Federal officers appointed to protect Nancy Pelosi and thousands of other people working on the country’s business underestimated the ferocity of the mobs. Much like their ancestors misjudged the rebels who approached the capital in July of 1861, and for much the same reason.


That earlier attack on the federal government resulted in the first battle of Bull Run Creek. It shocked the capital establishment and foreshadowed a long and costly struggle to rescue government of the people, by the people, and for the people from the wickedness of those who wished to blow it up.


Then and now, people (including me) have called for calm, for dialogue, for peace. But then and now, we were not and are not listening.


For almost 70 years, the rabble rousers have been spewing rhetoric of revolution, denouncing the establishment as corrupt, wicked, and a threat to their way of life, their “Christian” way of life. The culprit shifted from blacks to communists to liberals to elites to secularists to socialists; or to “radical socialists” in the disgusting campaign ads of Kelly Loeffler to retain her Senate seat in Georgia.


But then and now, race is at the bottom of things. Race is not the only thing at the bottom, but it is one big thing. Time and time again, these mobsters and their recent ancestors have organized their hatred of the other, the stranger, the intruder, the immigrant, the one who is different. Especially a different color. Four years ago, you remember, their anger was directed toward the immigrant and the refugee.


Did you note the color of the marchers on last Wednesday?


Mostly white, mostly white men. Mostly white men from the South. Which explains why six of the eight U S Senators who voted against confirming the election of Joseph Biden are from the South. And why all eight of them are connected to the Evangelical wing of the Christian community in America.




I think not.

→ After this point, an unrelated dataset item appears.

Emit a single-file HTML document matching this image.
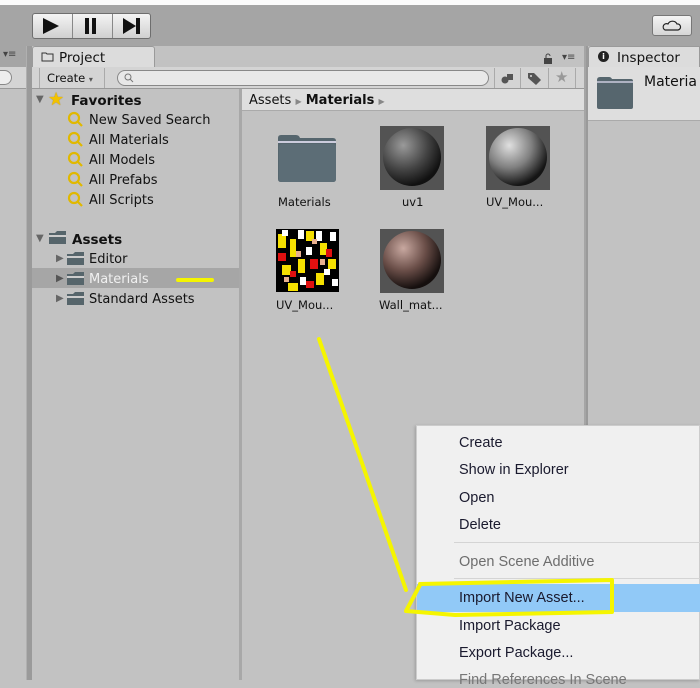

The Christian community in the South continues to be, largely, fermenters of racism, cultural resistance, and national rebellion. Again.


Trump did not create this mob. They created him. Yes, he was already a vile figure and totally unfit for service to the nation. But there is a reason they selected Donald J. Trump instead of Jeb Bush in 2016. Trump was saying in public and on the political trail what the people had been hearing for years in church, at the club, and on the radio.


Trump seized the opportunity to give voice to the distorted fears of these mobsters. Along the way he boasted “I could shoot somebody in the street in New York and not lose any support,” Wednesday proved him right.


And proved most of us wrong. The riot was not an aberration of the rightwing movement; the riot was a revelation to us of what they have been for years, for decades, for centuries. Once upon a time these emotions mobilized the mob to seize some poor black man, drag him from the county jail, and hang him from a tree.


Now, their lynching desires are turned against the perceived public enemies of Christian America. People like Nancy Pelosi.